Siempre hay un poco de impostura, siempre hay peligro a la hora de recordar el pasado
A medida que uno se sumerge en la narración, se pierde intriga y se gana clarividencia, que es de lo que se trata la antropología. El autor, que para eso ya no cumple los 50, ofrece un retrato realista, justo, de los éxitos y victorias del Pueblo. "Ser mujer y joven sigue teniendo muchas desventajas en el mundo rural, aunque los avances son evidentes para un observador externo, pero también para los protagonistas de dicha transformación", escribe en una de las páginas finales del libro. "Peor encaje tiene ser homosexual o lesbiana en el territorio rural, ya que el control social impone la máxima de 'sé lo que quieras, pero que no se vea'". La bandera LGTBI ha ocupado el lugar de la bandera del águila: lo visible ha cambiado, las actitudes lo hacen poco a poco.

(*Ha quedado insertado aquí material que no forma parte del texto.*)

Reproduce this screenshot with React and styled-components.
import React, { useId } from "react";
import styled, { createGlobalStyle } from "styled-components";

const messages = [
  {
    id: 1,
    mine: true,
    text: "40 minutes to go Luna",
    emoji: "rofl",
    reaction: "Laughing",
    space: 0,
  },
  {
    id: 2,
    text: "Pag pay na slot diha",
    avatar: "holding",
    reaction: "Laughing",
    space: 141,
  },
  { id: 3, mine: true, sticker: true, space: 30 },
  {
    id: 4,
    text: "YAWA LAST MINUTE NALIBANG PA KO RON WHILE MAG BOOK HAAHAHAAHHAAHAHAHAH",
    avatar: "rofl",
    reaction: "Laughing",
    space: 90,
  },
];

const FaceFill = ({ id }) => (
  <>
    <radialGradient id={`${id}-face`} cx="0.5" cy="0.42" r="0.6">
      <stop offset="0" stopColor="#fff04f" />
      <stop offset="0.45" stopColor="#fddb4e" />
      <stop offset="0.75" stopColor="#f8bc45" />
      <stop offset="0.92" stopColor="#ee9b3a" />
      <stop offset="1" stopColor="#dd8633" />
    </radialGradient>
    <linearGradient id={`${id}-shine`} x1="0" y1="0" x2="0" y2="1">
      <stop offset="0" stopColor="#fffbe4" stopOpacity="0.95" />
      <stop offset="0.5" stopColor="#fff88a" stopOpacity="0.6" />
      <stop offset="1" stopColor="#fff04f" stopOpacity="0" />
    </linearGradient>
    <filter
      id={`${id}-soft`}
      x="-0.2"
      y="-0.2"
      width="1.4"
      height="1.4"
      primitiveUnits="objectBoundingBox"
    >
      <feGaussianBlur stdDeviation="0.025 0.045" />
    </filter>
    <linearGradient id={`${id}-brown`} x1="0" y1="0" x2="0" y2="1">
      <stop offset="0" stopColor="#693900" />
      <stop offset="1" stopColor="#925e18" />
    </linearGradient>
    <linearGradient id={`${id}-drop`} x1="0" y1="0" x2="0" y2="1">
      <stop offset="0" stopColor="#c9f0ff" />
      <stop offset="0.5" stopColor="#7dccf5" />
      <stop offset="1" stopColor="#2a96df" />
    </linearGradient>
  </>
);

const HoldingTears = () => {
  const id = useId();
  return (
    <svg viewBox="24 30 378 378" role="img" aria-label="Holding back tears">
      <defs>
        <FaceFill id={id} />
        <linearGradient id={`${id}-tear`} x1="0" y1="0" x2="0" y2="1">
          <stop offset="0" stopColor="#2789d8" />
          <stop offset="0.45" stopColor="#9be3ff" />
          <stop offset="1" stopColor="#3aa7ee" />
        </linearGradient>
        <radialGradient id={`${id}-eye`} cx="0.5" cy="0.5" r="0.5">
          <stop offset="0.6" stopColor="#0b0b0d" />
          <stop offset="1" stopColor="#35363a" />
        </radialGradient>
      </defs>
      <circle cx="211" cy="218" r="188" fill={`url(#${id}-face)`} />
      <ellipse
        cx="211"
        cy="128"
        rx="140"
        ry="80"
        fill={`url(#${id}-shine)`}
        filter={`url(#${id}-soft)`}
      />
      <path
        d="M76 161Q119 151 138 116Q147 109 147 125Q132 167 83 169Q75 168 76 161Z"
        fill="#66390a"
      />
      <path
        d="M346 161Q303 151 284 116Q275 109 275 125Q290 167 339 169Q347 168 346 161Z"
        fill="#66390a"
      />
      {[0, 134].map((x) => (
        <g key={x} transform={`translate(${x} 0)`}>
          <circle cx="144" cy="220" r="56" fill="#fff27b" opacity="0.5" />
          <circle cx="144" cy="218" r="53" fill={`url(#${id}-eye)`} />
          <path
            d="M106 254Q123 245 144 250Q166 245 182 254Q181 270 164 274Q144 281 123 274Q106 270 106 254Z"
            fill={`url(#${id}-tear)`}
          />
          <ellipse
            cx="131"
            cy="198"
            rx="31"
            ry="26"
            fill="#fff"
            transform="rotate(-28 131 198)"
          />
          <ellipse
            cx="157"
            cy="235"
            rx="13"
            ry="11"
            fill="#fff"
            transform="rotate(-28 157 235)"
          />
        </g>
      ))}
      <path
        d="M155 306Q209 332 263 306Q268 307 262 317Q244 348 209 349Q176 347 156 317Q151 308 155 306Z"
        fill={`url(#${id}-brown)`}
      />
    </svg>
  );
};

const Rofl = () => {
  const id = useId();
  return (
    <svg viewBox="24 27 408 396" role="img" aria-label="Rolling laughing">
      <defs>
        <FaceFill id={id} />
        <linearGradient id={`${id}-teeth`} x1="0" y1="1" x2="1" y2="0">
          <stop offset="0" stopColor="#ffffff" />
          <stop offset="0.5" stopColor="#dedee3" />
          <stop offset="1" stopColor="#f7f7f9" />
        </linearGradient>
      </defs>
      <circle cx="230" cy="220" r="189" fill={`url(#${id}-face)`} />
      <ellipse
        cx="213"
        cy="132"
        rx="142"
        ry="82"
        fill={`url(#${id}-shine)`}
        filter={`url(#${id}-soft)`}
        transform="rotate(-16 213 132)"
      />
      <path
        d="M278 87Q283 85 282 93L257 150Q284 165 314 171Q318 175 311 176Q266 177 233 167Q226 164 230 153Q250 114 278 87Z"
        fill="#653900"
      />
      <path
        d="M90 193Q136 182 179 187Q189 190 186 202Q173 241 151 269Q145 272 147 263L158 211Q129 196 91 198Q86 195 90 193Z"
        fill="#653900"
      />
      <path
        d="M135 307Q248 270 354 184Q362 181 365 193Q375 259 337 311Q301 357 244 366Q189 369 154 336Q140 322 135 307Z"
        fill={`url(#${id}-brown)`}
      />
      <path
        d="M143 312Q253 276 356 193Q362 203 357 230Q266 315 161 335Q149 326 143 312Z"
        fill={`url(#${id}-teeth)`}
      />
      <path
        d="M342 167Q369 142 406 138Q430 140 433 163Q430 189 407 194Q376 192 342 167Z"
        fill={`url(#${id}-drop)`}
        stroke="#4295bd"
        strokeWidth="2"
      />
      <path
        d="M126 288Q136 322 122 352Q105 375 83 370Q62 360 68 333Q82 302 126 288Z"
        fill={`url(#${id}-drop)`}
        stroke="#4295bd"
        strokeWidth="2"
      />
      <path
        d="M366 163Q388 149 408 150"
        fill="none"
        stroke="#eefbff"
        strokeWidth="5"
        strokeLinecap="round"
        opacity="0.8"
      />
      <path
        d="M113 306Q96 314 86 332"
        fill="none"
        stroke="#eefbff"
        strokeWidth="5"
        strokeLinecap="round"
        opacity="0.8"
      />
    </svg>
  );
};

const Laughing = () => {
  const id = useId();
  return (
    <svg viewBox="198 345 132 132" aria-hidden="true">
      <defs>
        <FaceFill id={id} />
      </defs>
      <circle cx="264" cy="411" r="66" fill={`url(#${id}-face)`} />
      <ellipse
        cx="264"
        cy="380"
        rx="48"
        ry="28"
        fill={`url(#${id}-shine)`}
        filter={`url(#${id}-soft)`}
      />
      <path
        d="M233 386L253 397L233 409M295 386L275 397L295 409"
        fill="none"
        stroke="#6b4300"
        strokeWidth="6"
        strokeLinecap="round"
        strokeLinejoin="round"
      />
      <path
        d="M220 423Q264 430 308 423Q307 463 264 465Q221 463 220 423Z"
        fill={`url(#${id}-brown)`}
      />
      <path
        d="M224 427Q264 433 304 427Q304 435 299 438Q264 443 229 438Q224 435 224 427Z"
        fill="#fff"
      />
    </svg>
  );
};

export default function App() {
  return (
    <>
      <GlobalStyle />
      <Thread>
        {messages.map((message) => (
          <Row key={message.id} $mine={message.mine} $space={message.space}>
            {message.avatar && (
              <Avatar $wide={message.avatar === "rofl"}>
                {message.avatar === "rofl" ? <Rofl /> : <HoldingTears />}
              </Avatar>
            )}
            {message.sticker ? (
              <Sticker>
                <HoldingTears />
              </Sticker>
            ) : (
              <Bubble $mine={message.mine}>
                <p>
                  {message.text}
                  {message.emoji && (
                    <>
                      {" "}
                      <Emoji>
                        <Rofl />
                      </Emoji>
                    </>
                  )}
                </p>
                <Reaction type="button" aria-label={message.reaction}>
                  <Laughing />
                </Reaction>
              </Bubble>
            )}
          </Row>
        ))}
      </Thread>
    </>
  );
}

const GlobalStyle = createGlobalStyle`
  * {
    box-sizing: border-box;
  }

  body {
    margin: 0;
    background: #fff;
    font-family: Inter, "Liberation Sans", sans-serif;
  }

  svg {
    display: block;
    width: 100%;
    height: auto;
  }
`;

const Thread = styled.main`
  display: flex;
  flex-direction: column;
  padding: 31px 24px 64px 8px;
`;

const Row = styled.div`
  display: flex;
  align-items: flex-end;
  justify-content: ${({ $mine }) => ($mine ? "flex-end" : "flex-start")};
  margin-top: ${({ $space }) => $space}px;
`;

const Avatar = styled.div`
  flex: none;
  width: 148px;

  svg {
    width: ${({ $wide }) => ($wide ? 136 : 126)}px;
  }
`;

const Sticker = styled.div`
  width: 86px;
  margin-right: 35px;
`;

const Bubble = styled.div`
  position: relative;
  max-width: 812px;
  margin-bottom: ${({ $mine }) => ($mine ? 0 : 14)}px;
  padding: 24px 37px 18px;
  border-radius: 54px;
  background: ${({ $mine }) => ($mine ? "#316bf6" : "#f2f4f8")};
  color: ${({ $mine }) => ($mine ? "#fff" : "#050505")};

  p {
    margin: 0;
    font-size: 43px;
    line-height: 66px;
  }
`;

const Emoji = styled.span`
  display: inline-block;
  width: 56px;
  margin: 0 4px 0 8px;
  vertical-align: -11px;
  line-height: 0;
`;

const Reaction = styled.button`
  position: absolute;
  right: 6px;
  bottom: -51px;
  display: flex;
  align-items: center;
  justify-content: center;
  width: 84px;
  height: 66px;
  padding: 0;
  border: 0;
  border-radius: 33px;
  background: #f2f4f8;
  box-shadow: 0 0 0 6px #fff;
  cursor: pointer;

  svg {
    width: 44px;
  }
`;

¿Por qué eligieron dos 'hippies' australianos precisamente ese Pueblo y no otro? ¿Por qué fue el elegido para ser inmortalizado en las antípodas? ¿Cuál es la esencia de la España vaciada cuando aún no se llamaba así ni estaba vaciada? La respuesta es más prosaica de lo que puede parecer, y responde a las necesidades de un momento concreto. Simplemente, fue una recomendación de una trabajadora de la embajada australiana llamada Ruth cuando los directores le dijeron que no querían un pueblo turístico. "Alcalde entusiasta, 700 habitantes, casas blanquísimas, calles muy limpias, bonita iglesia, plano laberíntico, población de montaña aislada, paisaje cinematográfico, plaza de toros singular, procesión de la Virgen prevista en octubre, escuela rural con más de 30 años…". Todo encajaba.

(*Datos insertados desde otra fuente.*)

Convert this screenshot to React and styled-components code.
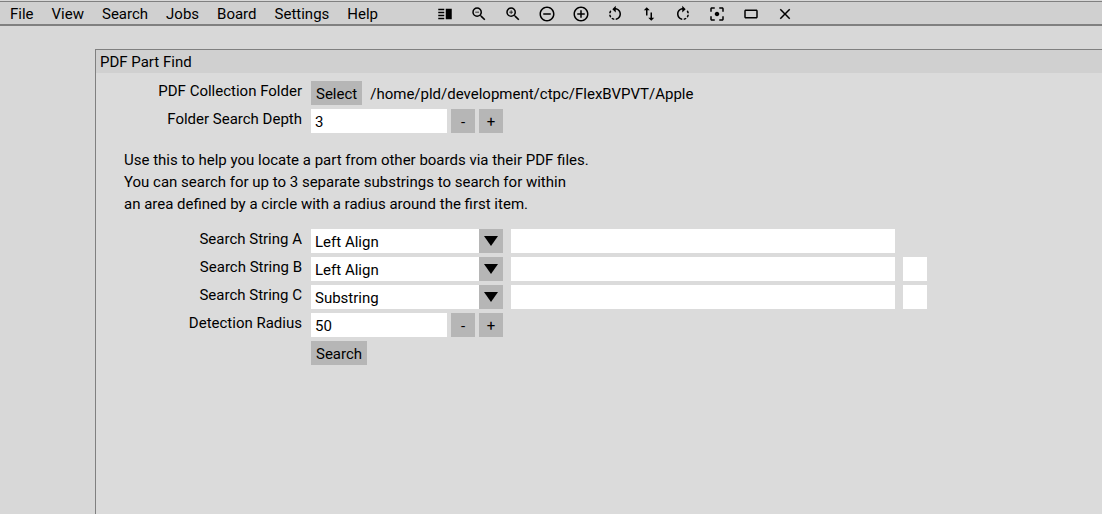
import React, { useState } from 'react'
import styled, { createGlobalStyle } from 'styled-components'
import {
    MdVerticalSplit,
    MdZoomOut,
    MdZoomIn,
    MdRemoveCircleOutline,
    MdAddCircleOutline,
    MdRotateLeft,
    MdImportExport,
    MdRotateRight,
    MdFilterCenterFocus,
    MdCrop32,
    MdClose,
} from 'react-icons/md'

const menus = ['File', 'View', 'Search', 'Jobs', 'Board', 'Settings', 'Help']

const tools = [
    { label: 'Toggle side panel', icon: MdVerticalSplit },
    { label: 'Zoom out', icon: MdZoomOut },
    { label: 'Zoom in', icon: MdZoomIn },
    { label: 'Decrease', icon: MdRemoveCircleOutline },
    { label: 'Increase', icon: MdAddCircleOutline },
    { label: 'Rotate left', icon: MdRotateLeft },
    { label: 'Flip board', icon: MdImportExport },
    { label: 'Rotate right', icon: MdRotateRight },
    { label: 'Center', icon: MdFilterCenterFocus },
    { label: 'Fit', icon: MdCrop32 },
    { label: 'Close', icon: MdClose },
]

const searchStrings = [
    { id: 'A', mode: 'Left Align' },
    { id: 'B', mode: 'Left Align', toggle: true },
    { id: 'C', mode: 'Substring', toggle: true },
]

function Stepper({ id, label, initial }) {
    const [value, setValue] = useState(initial)

    return (
        <Row>
            <Label htmlFor={id}>{label}</Label>
            <StepperControls>
                <NumberInput id={id} value={value} onChange={e => setValue(e.target.value)} />
                <StepButton aria-label={`Decrease ${label}`} onClick={() => setValue(Number(value) - 1)}>-</StepButton>
                <StepButton aria-label={`Increase ${label}`} onClick={() => setValue(Number(value) + 1)}>+</StepButton>
            </StepperControls>
        </Row>
    )
}

export default function App() {
    return (
        <>
            <GlobalStyle />
            <MenuBar>
                <Menus>
                    {menus.map(name => <MenuButton key={name}>{name}</MenuButton>)}
                </Menus>
                <Tools>
                    {tools.map(({ label, icon: Icon }) => (
                        <ToolButton key={label} aria-label={label}><Icon /></ToolButton>
                    ))}
                </Tools>
            </MenuBar>
            <Panel>
                <PanelTitle>PDF Part Find</PanelTitle>
                <Form>
                    <Row>
                        <Label htmlFor="folder">PDF Collection Folder</Label>
                        <Controls>
                            <Button id="folder">Select</Button>
                            <FolderPath>/home/pld/development/ctpc/FlexBVPVT/Apple</FolderPath>
                        </Controls>
                    </Row>
                    <Stepper id="depth" label="Folder Search Depth" initial={3} />
                    <Help>
                        Use this to help you locate a part from other boards via their PDF files.
                        <br />
                        You can search for up to 3 separate substrings to search for within
                        <br />
                        an area defined by a circle with a radius around the first item.
                    </Help>
                    {searchStrings.map(({ id, mode, toggle }) => (
                        <Row key={id}>
                            <Label htmlFor={`mode-${id}`}>Search String {id}</Label>
                            <Controls>
                                <SelectWrapper>
                                    <Select id={`mode-${id}`} defaultValue={mode}>
                                        <option>Left Align</option>
                                        <option>Substring</option>
                                    </Select>
                                    <SelectArrow>
                                        <svg viewBox="0 0 14 10"><path d="M0 0h14L7 10z" /></svg>
                                    </SelectArrow>
                                </SelectWrapper>
                                <TextInput aria-label={`Search String ${id}`} />
                                {toggle && <Checkbox type="checkbox" aria-label={`Use Search String ${id}`} />}
                            </Controls>
                        </Row>
                    ))}
                    <Stepper id="radius" label="Detection Radius" initial={50} />
                    <Row>
                        <span />
                        <Controls>
                            <Button>Search</Button>
                        </Controls>
                    </Row>
                </Form>
            </Panel>
        </>
    )
}

const GlobalStyle = createGlobalStyle`
    * {
        box-sizing: border-box;
    }
    body {
        margin: 0;
        background: #d8d8d8;
        color: black;
        font: 15px/24px Roboto, sans-serif;
    }
    #root {
        display: flex;
        flex-direction: column;
        min-height: 100vh;
    }
    button, input, select {
        margin: 0;
        border: none;
        border-radius: 0;
        color: inherit;
        font: inherit;
    }
`

const MenuBar = styled.header`
    display: flex;
    align-items: center;
    gap: 58px;
    margin-top: 1px;
    padding: 2px 0 0 10px;
    background: #d0d0d0;
    border-top: 1px solid #808080;
    border-bottom: 2px solid #808080;
`

const Menus = styled.nav`
    display: flex;
    gap: 18px;
`

const MenuButton = styled.button`
    padding: 0;
    background: none;
    line-height: 20px;
`

const Tools = styled.div`
    display: flex;
    gap: 16px;
`

const ToolButton = styled.button`
    display: flex;
    padding: 0;
    background: none;
    > svg {
        width: 18px;
        height: 18px;
    }
`

const Panel = styled.main`
    flex: 1;
    margin: 23px 0 0 95px;
    background: #dbdbdb;
    border-top: 1px solid #808080;
    border-left: 1px solid #808080;
`

const PanelTitle = styled.h1`
    margin: 0;
    padding: 1px 0 0 4px;
    background: #d0d0d0;
    font-size: 15px;
    font-weight: normal;
    line-height: 22px;
`

const Form = styled.div`
    display: flex;
    flex-direction: column;
    gap: 4px;
    padding: 8px 0;
`

const Row = styled.div`
    display: grid;
    grid-template-columns: 206px 1fr;
    column-gap: 9px;
`

const Label = styled.label`
    line-height: 20px;
    text-align: right;
`

const Controls = styled.div`
    display: flex;
    gap: 8px;
`

const StepperControls = styled(Controls)`
    gap: 4px;
`

const Button = styled.button`
    height: 24px;
    padding: 2px 5px 0;
    background: #b6b6b6;
    line-height: 22px;
`

const StepButton = styled(Button)`
    width: 24px;
`

const FolderPath = styled.span`
    padding-top: 2px;
    line-height: 22px;
`

const TextInput = styled.input`
    width: 384px;
    height: 24px;
    padding: 2px 4px 0;
    background: white;
`

const NumberInput = styled(TextInput)`
    width: 136px;
`

const Help = styled.p`
    margin: 12px 28px 10px;
    line-height: 22px;
`

const SelectWrapper = styled.div`
    position: relative;
    width: 192px;
`

const Select = styled.select`
    display: block;
    appearance: none;
    width: 100%;
    height: 24px;
    padding: 2px 28px 0 4px;
    background: white;
    line-height: 22px;
`

const SelectArrow = styled.span`
    position: absolute;
    top: 0;
    right: 0;
    display: flex;
    align-items: center;
    justify-content: center;
    width: 24px;
    height: 24px;
    background: #b6b6b6;
    pointer-events: none;
    > svg {
        width: 14px;
        height: 10px;
    }
`

const Checkbox = styled.input`
    appearance: none;
    width: 24px;
    height: 24px;
    background: white;
    &:checked {
        box-shadow: inset 0 0 0 6px white;
        background: black;
    }
`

Dense un paseo por el Pueblo para descubrir su verdadera identidad. Es un buen retrato de los cambios que han acontecido en los últimos 40 años y de las cosas que permanecen igual, de las dificultades para quedarse y del anhelo urbanita de volver, de la realidad debajo de los discursos. Un retrato poliédrico de "lo que recordamos, lo que olvidamos, lo que no queremos recrear, lo que evocamos desde nuestras pequeñas imposturas, en fin, lo que nos hace seres humanos con memoria", concluye González. Siempre hay un poco de impostura, siempre hay un poco de selección a la hora de abordar el pasado, siempre hay peligros en el pasado.
No tiene una amplia distribución y no ha acaparado debates en redes sociales ni presencia mediática, pero uno de los libros que más y mejor me han ayudado a pensar la España rural, la relación que mantenemos con ella en 2021 y, sobre todo, los laberintos del recuerdo, la invención y la investigación, es 'El Pueblo y yo'. Escrito por el profesor de la Universidad de Cádiz Antonio Javier González Rueda y editado por Madara, se presenta como "un ensayo personal y visual sobre la España rural de 1981 vista desde la antípoda", pero es mucho más. Es un trabajo académico, una investigación sociológica y antropológica, una novela de detectives a lo Conan Doyle y un diario personal. Historias dentro de historias, como en 'El Quijote'. Tal vez González solo sea su médium, su Cide Hamete Benengeli.